Boy Better Know should have renamed themselves London City Are U Dumb Ensemble

Motor City Drum Ensemble – Send A Prayer Pt. 2 (2013)

I’m a big fan of MCDE. In promotional shots he looks a bit like a member of the ”Only Lovers Left Alive” cast, and perhaps this explains how a Dale Winton’s-teeth-white German bloke is able to make records which glow with a black soulfulness from the 70s. All musicians who sample, and perhaps all musicians, are benign cultural vampires of sorts. Or should that be conductors? Or preachers? If my record deck hadn’t died sometime in around 2011 I probably would have bought this EP, which also includes this, much darker and bleepier, track:

Motor City Drum Ensemble – The Stranger (2013)

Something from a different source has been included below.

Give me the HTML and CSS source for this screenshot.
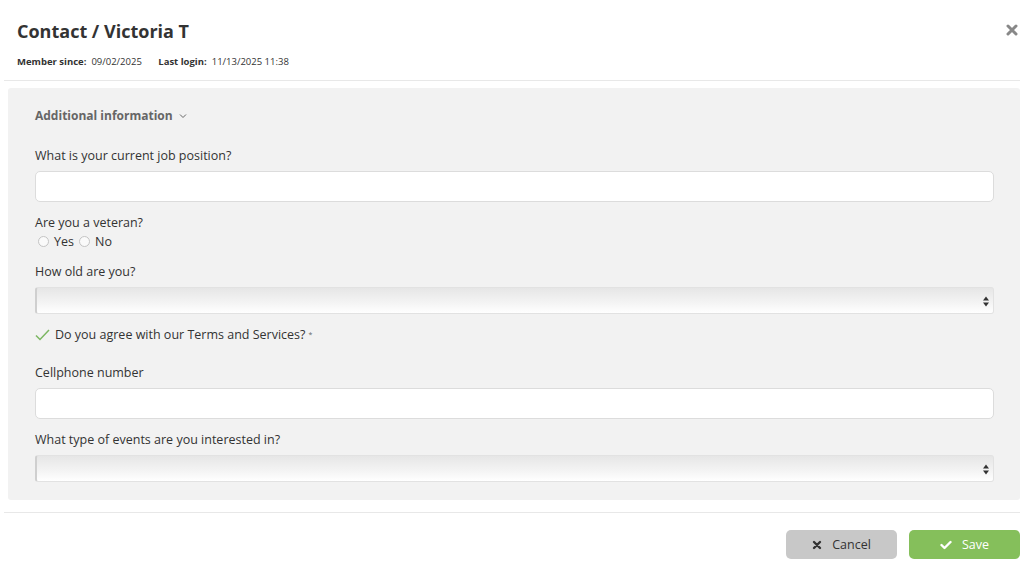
FILE: index.html
```html
<!DOCTYPE html>
<html>
<head>
<meta charset="utf-8">
<link rel="stylesheet" href="styles.css">
</head>
<body>
<div class="modal">
  <header class="head">
    <div class="head-text">
      <h1 class="title">Contact / Victoria T</h1>
      <div class="meta">
        <span class="meta-label">Member since:</span><span class="meta-val">09/02/2025</span>
        <span class="meta-label">Last login:</span><span class="meta-val">11/13/2025 11:38</span>
      </div>
    </div>
    <button class="close" aria-label="Close">
      <svg width="12" height="12" viewBox="0 0 12 12"><path d="M2 2 L10 10 M10 2 L2 10" stroke="#888" stroke-width="3" stroke-linecap="round"/></svg>
    </button>
  </header>
  <div class="body">
    <section class="panel">
      <div class="section-title">Additional information
        <svg class="chev" width="8" height="6" viewBox="0 0 8 6"><path d="M1 1.5 L4 4.5 L7 1.5" fill="none" stroke="#666" stroke-width="1"/></svg>
      </div>
      <div class="field">
        <label class="label">What is your current job position?</label>
        <input class="input" type="text">
      </div>
      <div class="field field-radio">
        <label class="label">Are you a veteran?</label>
        <div class="radios">
          <span class="radio"><span class="circle"></span>Yes</span>
          <span class="radio"><span class="circle"></span>No</span>
        </div>
      </div>
      <div class="field">
        <label class="label">How old are you?</label>
        <div class="select">
          <svg class="arrows" width="6" height="11" viewBox="0 0 6 11"><path d="M3 0.5 L6 4.5 L0 4.5 Z M0 6.5 L6 6.5 L3 10.5 Z" fill="#333"/></svg>
        </div>
      </div>
      <div class="check-row">
        <svg width="15" height="12" viewBox="0 0 15 12"><path d="M1 6.5 L5 10.5 L14 1" fill="none" stroke="#7bb661" stroke-width="1.5"/></svg>
        <span>Do you agree with our Terms and Services?</span><sup class="req">*</sup>
      </div>
      <div class="field">
        <label class="label">Cellphone number</label>
        <input class="input" type="text">
      </div>
      <div class="field">
        <label class="label">What type of events are you interested in?</label>
        <div class="select">
          <svg class="arrows" width="6" height="11" viewBox="0 0 6 11"><path d="M3 0.5 L6 4.5 L0 4.5 Z M0 6.5 L6 6.5 L3 10.5 Z" fill="#333"/></svg>
        </div>
      </div>
    </section>
  </div>
  <footer class="foot">
    <button class="btn btn-cancel">
      <svg width="10" height="10" viewBox="0 0 10 10"><path d="M2 2 L8 8 M8 2 L2 8" stroke="#333" stroke-width="2.4" stroke-linecap="round"/></svg>
      Cancel
    </button>
    <button class="btn btn-save">
      <svg width="12" height="10" viewBox="0 0 12 10"><path d="M1.5 5 L4.5 8 L10.5 2" fill="none" stroke="#fff" stroke-width="2.4" stroke-linecap="round" stroke-linejoin="round"/></svg>
      Save
    </button>
  </footer>
</div>
</body>
</html>
```
FILE: styles.css
```css
* { box-sizing: border-box; }
html, body { margin: 0; padding: 0; background: #fff; }
body { font-family: "Open Sans", "Noto Sans", sans-serif; color: #333; width: 1024px; height: 565px; overflow: hidden; }
.modal { display: flex; flex-direction: column; }
.head { display: flex; justify-content: space-between; align-items: flex-start; padding: 19px 1px 0 13px; height: 81px; border-bottom: 1px solid #e8e8e8; margin: 0 4px; }
.title { margin: 0; font-size: 18px; font-weight: 700; color: #333; line-height: 24px; }
.meta { margin-top: 13px; font-size: 9.5px; line-height: 12px; color: #333; }
.meta-label { font-weight: 700; margin-right: 5px; }
.meta-val { margin-right: 14px; }
.close { background: none; border: 0; padding: 0; margin-top: 5px; width: 14px; height: 14px; cursor: pointer; }
.body { padding: 7px 4px 0 8px; }
.panel { background: #f2f2f2; border-radius: 3px; padding: 20px 26px 18px 27px; height: 412px; }
.section-title { font-size: 12px; font-weight: 700; color: #666; line-height: 16px; display: flex; align-items: center; gap: 6px; margin-bottom: 23px; }
.field { display: flex; flex-direction: column; margin-bottom: 12px; }
.label { font-size: 12.5px; line-height: 17px; color: #333; margin-bottom: 7px; }
.input { height: 31px; border: 1px solid #dcdcdc; border-radius: 5px; background: #fff; width: 100%; }
.field-radio { margin-bottom: 13px; }
.field-radio .label { margin-bottom: 2px; }
.radios { display: flex; gap: 5px; font-size: 12.5px; line-height: 17px; padding-left: 3px; }
.radio { display: flex; align-items: center; gap: 5px; }
.circle { width: 11px; height: 11px; border: 1px solid #c4c4c4; border-radius: 50%; background: #fafafa; }
.select { position: relative; height: 27px; border: 1px solid #e2e2e2; border-left: 2px solid #cfcfcf; border-radius: 3px; background: linear-gradient(#e6e6e6, #f4f4f4 60%, #fff); width: 100%; }
.arrows { position: absolute; right: 4px; top: 8px; }
.check-row { display: flex; align-items: center; gap: 5px; font-size: 12.5px; line-height: 17px; margin: 9px 0 21px 0; }
.req { font-size: 7px; color: #666; align-self: flex-start; margin-left: -2px; }
.foot { margin: 12px 4px 0 4px; border-top: 1px solid #e8e8e8; display: flex; justify-content: flex-end; gap: 12px; padding-top: 17px; }
.btn { width: 111px; height: 29px; border-radius: 5px; border: 0; font-family: inherit; font-size: 12.5px; display: flex; align-items: center; justify-content: center; gap: 10px; }
.btn-cancel { background: #c8c8c8; color: #333; }
.btn-save { background: #85bf5b; color: #fff; }
```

It’s All Gone A Bit Pete Properly

Kingpin Cartel – Ghetto (2007)

If I ever get around to producing music properlyproperly, ideally it will sound a bit like this. The chords, I mean. Those euphoric-melacholic square waves, flanged to sound jet-like and air-borne, that sound like a come-up and come-down simultaneously. One of these days when I’ve really got nothing better to do I’ll document a short history of these chords in rave music. Maybe I can pitch it to Adam ‘Rogues Foam’ Harper and get him to do the scientific analysis, while I preen, beautifully and uselessly, amongst the CGI molecules like Jennifer Aniston in her advertising anchoring prime. Anyway, this is taken from Bicep’s Essential MIx which I’ve been listening to this week, and which you should listen to this week.

‘Ghetto’ smack-face-obviously (or very slightly, depending on if you’re me or not) resembles Alan Braxe and Fred Falke’s classic track ‘Intro’; the same textural counterpoise of wistful, airy tunefulness with weighty, funky slap-bass. Makes you dance, makes you smile, makes you cry.